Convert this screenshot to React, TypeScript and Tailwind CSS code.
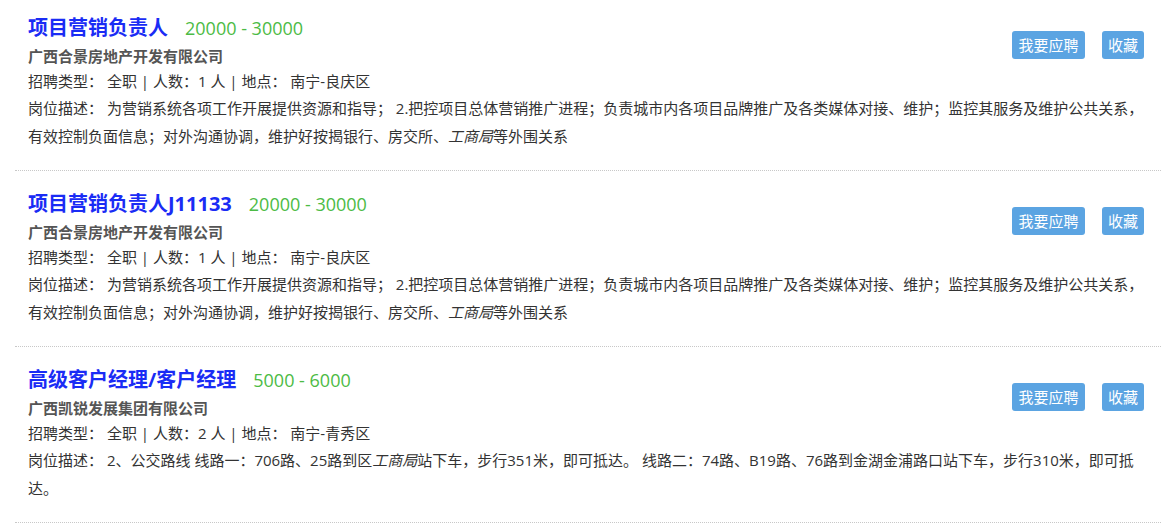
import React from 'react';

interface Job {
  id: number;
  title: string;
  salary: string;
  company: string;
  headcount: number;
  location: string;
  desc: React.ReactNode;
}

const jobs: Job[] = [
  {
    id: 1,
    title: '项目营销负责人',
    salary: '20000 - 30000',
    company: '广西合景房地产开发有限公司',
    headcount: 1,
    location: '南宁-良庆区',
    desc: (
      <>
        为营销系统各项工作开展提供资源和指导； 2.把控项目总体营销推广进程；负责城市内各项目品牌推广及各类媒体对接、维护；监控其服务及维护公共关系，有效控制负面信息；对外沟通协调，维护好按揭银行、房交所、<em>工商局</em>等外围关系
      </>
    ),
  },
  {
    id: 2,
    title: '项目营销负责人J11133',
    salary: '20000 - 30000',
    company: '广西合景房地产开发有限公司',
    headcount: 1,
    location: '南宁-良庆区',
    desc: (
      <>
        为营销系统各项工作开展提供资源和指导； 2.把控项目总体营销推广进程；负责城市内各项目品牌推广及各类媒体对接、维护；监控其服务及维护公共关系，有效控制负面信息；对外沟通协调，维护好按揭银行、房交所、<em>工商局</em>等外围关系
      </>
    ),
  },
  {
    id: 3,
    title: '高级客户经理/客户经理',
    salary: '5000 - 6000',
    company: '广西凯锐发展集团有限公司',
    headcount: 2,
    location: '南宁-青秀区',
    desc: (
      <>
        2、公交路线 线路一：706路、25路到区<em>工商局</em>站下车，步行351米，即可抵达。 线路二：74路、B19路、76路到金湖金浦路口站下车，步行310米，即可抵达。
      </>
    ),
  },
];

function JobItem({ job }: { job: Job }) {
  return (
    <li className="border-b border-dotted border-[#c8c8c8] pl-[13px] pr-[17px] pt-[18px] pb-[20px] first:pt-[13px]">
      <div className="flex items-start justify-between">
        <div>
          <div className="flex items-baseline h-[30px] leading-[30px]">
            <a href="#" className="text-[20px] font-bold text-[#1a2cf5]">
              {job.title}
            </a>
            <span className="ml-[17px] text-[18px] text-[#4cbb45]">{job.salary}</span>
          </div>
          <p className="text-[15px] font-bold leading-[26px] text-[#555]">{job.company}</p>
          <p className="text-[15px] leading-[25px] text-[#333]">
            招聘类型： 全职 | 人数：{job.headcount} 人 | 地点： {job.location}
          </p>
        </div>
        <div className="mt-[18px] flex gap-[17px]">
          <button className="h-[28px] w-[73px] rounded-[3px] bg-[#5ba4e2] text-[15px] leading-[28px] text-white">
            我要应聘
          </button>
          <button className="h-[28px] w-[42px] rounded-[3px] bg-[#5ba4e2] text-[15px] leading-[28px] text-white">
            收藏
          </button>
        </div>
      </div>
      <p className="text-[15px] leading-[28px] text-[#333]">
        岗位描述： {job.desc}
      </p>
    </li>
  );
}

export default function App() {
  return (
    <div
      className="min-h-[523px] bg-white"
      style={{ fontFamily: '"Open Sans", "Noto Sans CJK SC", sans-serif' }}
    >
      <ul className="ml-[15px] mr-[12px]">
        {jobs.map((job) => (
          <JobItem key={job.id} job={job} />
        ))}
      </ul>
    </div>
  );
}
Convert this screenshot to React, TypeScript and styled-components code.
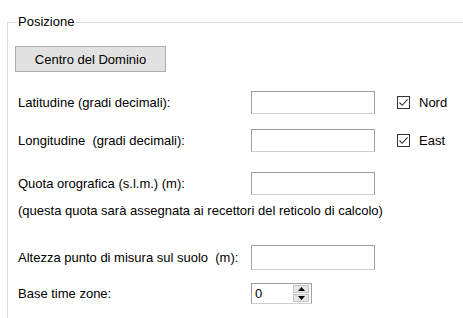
****************
From the entries above, output every line exactly and omit any image.

Solution to this problem:
Convert this screenshot to React, TypeScript and Tailwind CSS code.
import React from 'react';

interface Job {
  id: number;
  title: string;
  salary: string;
  company: string;
  headcount: number;
  location: string;
  desc: React.ReactNode;
}

const jobs: Job[] = [
  {
    id: 1,
    title: '项目营销负责人',
    salary: '20000 - 30000',
    company: '广西合景房地产开发有限公司',
    headcount: 1,
    location: '南宁-良庆区',
    desc: (
      <>
        为营销系统各项工作开展提供资源和指导； 2.把控项目总体营销推广进程；负责城市内各项目品牌推广及各类媒体对接、维护；监控其服务及维护公共关系，有效控制负面信息；对外沟通协调，维护好按揭银行、房交所、<em>工商局</em>等外围关系
      </>
    ),
  },
  {
    id: 2,
    title: '项目营销负责人J11133',
    salary: '20000 - 30000',
    company: '广西合景房地产开发有限公司',
    headcount: 1,
    location: '南宁-良庆区',
    desc: (
      <>
        为营销系统各项工作开展提供资源和指导； 2.把控项目总体营销推广进程；负责城市内各项目品牌推广及各类媒体对接、维护；监控其服务及维护公共关系，有效控制负面信息；对外沟通协调，维护好按揭银行、房交所、<em>工商局</em>等外围关系
      </>
    ),
  },
  {
    id: 3,
    title: '高级客户经理/客户经理',
    salary: '5000 - 6000',
    company: '广西凯锐发展集团有限公司',
    headcount: 2,
    location: '南宁-青秀区',
    desc: (
      <>
        2、公交路线 线路一：706路、25路到区<em>工商局</em>站下车，步行351米，即可抵达。 线路二：74路、B19路、76路到金湖金浦路口站下车，步行310米，即可抵达。
      </>
    ),
  },
];

function JobItem({ job }: { job: Job }) {
  return (
    <li className="border-b border-dotted border-[#c8c8c8] pl-[13px] pr-[17px] pt-[18px] pb-[20px] first:pt-[13px]">
      <div className="flex items-start justify-between">
        <div>
          <div className="flex items-baseline h-[30px] leading-[30px]">
            <a href="#" className="text-[20px] font-bold text-[#1a2cf5]">
              {job.title}
            </a>
            <span className="ml-[17px] text-[18px] text-[#4cbb45]">{job.salary}</span>
          </div>
          <p className="text-[15px] font-bold leading-[26px] text-[#555]">{job.company}</p>
          <p className="text-[15px] leading-[25px] text-[#333]">
            招聘类型： 全职 | 人数：{job.headcount} 人 | 地点： {job.location}
          </p>
        </div>
        <div className="mt-[18px] flex gap-[17px]">
          <button className="h-[28px] w-[73px] rounded-[3px] bg-[#5ba4e2] text-[15px] leading-[28px] text-white">
            我要应聘
          </button>
          <button className="h-[28px] w-[42px] rounded-[3px] bg-[#5ba4e2] text-[15px] leading-[28px] text-white">
            收藏
          </button>
        </div>
      </div>
      <p className="text-[15px] leading-[28px] text-[#333]">
        岗位描述： {job.desc}
      </p>
    </li>
  );
}

export default function App() {
  return (
    <div
      className="min-h-[523px] bg-white"
      style={{ fontFamily: '"Open Sans", "Noto Sans CJK SC", sans-serif' }}
    >
      <ul className="ml-[15px] mr-[12px]">
        {jobs.map((job) => (
          <JobItem key={job.id} job={job} />
        ))}
      </ul>
    </div>
  );
}
Convert this screenshot to React, TypeScript and styled-components code.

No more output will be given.